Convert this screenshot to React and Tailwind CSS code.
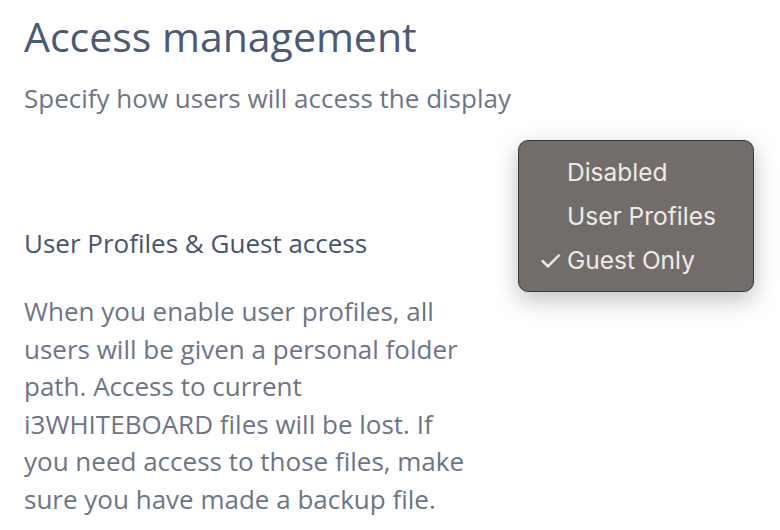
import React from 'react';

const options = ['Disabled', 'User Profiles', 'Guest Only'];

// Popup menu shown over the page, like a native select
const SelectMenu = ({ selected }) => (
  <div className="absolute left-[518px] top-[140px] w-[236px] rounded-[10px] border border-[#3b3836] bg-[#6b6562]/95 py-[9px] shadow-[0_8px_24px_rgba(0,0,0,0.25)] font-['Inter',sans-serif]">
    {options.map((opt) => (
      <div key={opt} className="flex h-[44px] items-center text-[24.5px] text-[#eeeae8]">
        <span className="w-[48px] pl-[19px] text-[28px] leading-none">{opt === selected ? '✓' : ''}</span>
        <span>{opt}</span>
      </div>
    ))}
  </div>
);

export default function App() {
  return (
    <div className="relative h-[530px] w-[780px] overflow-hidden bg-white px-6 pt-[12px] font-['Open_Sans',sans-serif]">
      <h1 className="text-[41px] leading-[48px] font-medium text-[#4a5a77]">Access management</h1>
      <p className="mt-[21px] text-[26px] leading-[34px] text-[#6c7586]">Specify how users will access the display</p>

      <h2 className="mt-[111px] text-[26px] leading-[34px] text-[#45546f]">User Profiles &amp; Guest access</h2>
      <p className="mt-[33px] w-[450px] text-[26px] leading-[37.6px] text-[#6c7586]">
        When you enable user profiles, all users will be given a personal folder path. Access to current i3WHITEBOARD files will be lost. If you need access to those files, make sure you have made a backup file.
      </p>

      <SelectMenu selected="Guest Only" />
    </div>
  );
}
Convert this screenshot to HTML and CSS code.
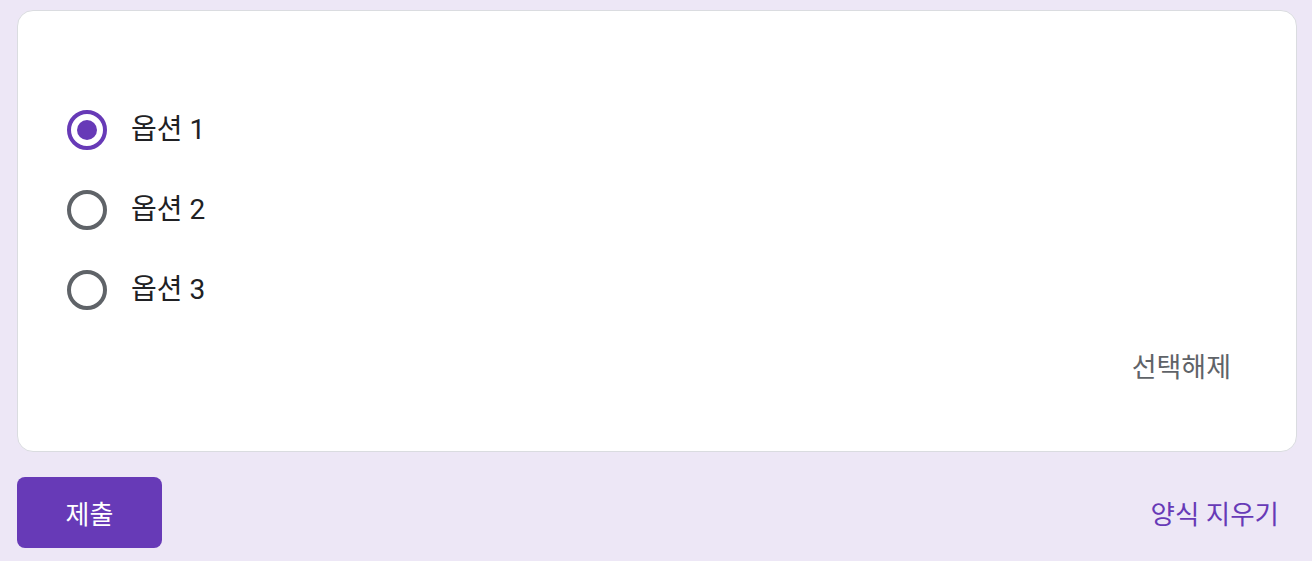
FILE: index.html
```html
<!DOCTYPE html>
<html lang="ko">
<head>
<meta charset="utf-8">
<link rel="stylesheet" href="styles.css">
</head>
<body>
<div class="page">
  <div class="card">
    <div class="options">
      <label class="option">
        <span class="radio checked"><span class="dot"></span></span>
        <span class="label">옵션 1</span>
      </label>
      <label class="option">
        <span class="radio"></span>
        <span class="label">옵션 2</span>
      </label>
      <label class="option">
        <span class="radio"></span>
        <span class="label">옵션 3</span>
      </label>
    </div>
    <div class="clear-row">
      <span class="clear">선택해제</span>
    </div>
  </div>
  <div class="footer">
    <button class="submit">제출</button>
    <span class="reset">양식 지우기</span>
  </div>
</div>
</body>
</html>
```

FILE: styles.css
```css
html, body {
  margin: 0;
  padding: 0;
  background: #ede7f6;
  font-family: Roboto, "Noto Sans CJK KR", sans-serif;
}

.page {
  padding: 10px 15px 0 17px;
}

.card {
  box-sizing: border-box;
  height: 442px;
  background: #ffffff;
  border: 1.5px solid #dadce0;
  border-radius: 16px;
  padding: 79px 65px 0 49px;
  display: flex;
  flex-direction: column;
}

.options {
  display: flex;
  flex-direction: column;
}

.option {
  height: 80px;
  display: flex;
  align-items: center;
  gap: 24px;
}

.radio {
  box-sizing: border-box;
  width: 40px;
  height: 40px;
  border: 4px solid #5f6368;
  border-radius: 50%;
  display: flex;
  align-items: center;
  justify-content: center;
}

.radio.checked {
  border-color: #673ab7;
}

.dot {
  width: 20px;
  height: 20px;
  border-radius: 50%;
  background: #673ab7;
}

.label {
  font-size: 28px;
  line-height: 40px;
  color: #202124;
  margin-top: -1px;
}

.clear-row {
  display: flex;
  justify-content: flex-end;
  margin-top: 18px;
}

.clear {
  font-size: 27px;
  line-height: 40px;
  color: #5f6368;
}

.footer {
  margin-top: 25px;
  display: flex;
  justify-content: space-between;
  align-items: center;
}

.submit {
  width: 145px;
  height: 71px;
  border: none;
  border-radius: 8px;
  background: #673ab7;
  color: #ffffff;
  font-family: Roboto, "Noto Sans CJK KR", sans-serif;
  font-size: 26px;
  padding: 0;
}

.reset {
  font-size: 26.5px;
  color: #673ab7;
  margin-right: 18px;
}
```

[OBJECTIVE] Reproduce the full listing above verbatim, with no pictures included.

[FULL OUTPUT]
Convert this screenshot to React and Tailwind CSS code.
import React from 'react';

const options = ['Disabled', 'User Profiles', 'Guest Only'];

// Popup menu shown over the page, like a native select
const SelectMenu = ({ selected }) => (
  <div className="absolute left-[518px] top-[140px] w-[236px] rounded-[10px] border border-[#3b3836] bg-[#6b6562]/95 py-[9px] shadow-[0_8px_24px_rgba(0,0,0,0.25)] font-['Inter',sans-serif]">
    {options.map((opt) => (
      <div key={opt} className="flex h-[44px] items-center text-[24.5px] text-[#eeeae8]">
        <span className="w-[48px] pl-[19px] text-[28px] leading-none">{opt === selected ? '✓' : ''}</span>
        <span>{opt}</span>
      </div>
    ))}
  </div>
);

export default function App() {
  return (
    <div className="relative h-[530px] w-[780px] overflow-hidden bg-white px-6 pt-[12px] font-['Open_Sans',sans-serif]">
      <h1 className="text-[41px] leading-[48px] font-medium text-[#4a5a77]">Access management</h1>
      <p className="mt-[21px] text-[26px] leading-[34px] text-[#6c7586]">Specify how users will access the display</p>

      <h2 className="mt-[111px] text-[26px] leading-[34px] text-[#45546f]">User Profiles &amp; Guest access</h2>
      <p className="mt-[33px] w-[450px] text-[26px] leading-[37.6px] text-[#6c7586]">
        When you enable user profiles, all users will be given a personal folder path. Access to current i3WHITEBOARD files will be lost. If you need access to those files, make sure you have made a backup file.
      </p>

      <SelectMenu selected="Guest Only" />
    </div>
  );
}
Convert this screenshot to HTML and CSS code.
FILE: index.html
```html
<!DOCTYPE html>
<html lang="ko">
<head>
<meta charset="utf-8">
<link rel="stylesheet" href="styles.css">
</head>
<body>
<div class="page">
  <div class="card">
    <div class="options">
      <label class="option">
        <span class="radio checked"><span class="dot"></span></span>
        <span class="label">옵션 1</span>
      </label>
      <label class="option">
        <span class="radio"></span>
        <span class="label">옵션 2</span>
      </label>
      <label class="option">
        <span class="radio"></span>
        <span class="label">옵션 3</span>
      </label>
    </div>
    <div class="clear-row">
      <span class="clear">선택해제</span>
    </div>
  </div>
  <div class="footer">
    <button class="submit">제출</button>
    <span class="reset">양식 지우기</span>
  </div>
</div>
</body>
</html>
```

FILE: styles.css
```css
html, body {
  margin: 0;
  padding: 0;
  background: #ede7f6;
  font-family: Roboto, "Noto Sans CJK KR", sans-serif;
}

.page {
  padding: 10px 15px 0 17px;
}

.card {
  box-sizing: border-box;
  height: 442px;
  background: #ffffff;
  border: 1.5px solid #dadce0;
  border-radius: 16px;
  padding: 79px 65px 0 49px;
  display: flex;
  flex-direction: column;
}

.options {
  display: flex;
  flex-direction: column;
}

.option {
  height: 80px;
  display: flex;
  align-items: center;
  gap: 24px;
}

.radio {
  box-sizing: border-box;
  width: 40px;
  height: 40px;
  border: 4px solid #5f6368;
  border-radius: 50%;
  display: flex;
  align-items: center;
  justify-content: center;
}

.radio.checked {
  border-color: #673ab7;
}

.dot {
  width: 20px;
  height: 20px;
  border-radius: 50%;
  background: #673ab7;
}

.label {
  font-size: 28px;
  line-height: 40px;
  color: #202124;
  margin-top: -1px;
}

.clear-row {
  display: flex;
  justify-content: flex-end;
  margin-top: 18px;
}

.clear {
  font-size: 27px;
  line-height: 40px;
  color: #5f6368;
}

.footer {
  margin-top: 25px;
  display: flex;
  justify-content: space-between;
  align-items: center;
}

.submit {
  width: 145px;
  height: 71px;
  border: none;
  border-radius: 8px;
  background: #673ab7;
  color: #ffffff;
  font-family: Roboto, "Noto Sans CJK KR", sans-serif;
  font-size: 26px;
  padding: 0;
}

.reset {
  font-size: 26.5px;
  color: #673ab7;
  margin-right: 18px;
}
```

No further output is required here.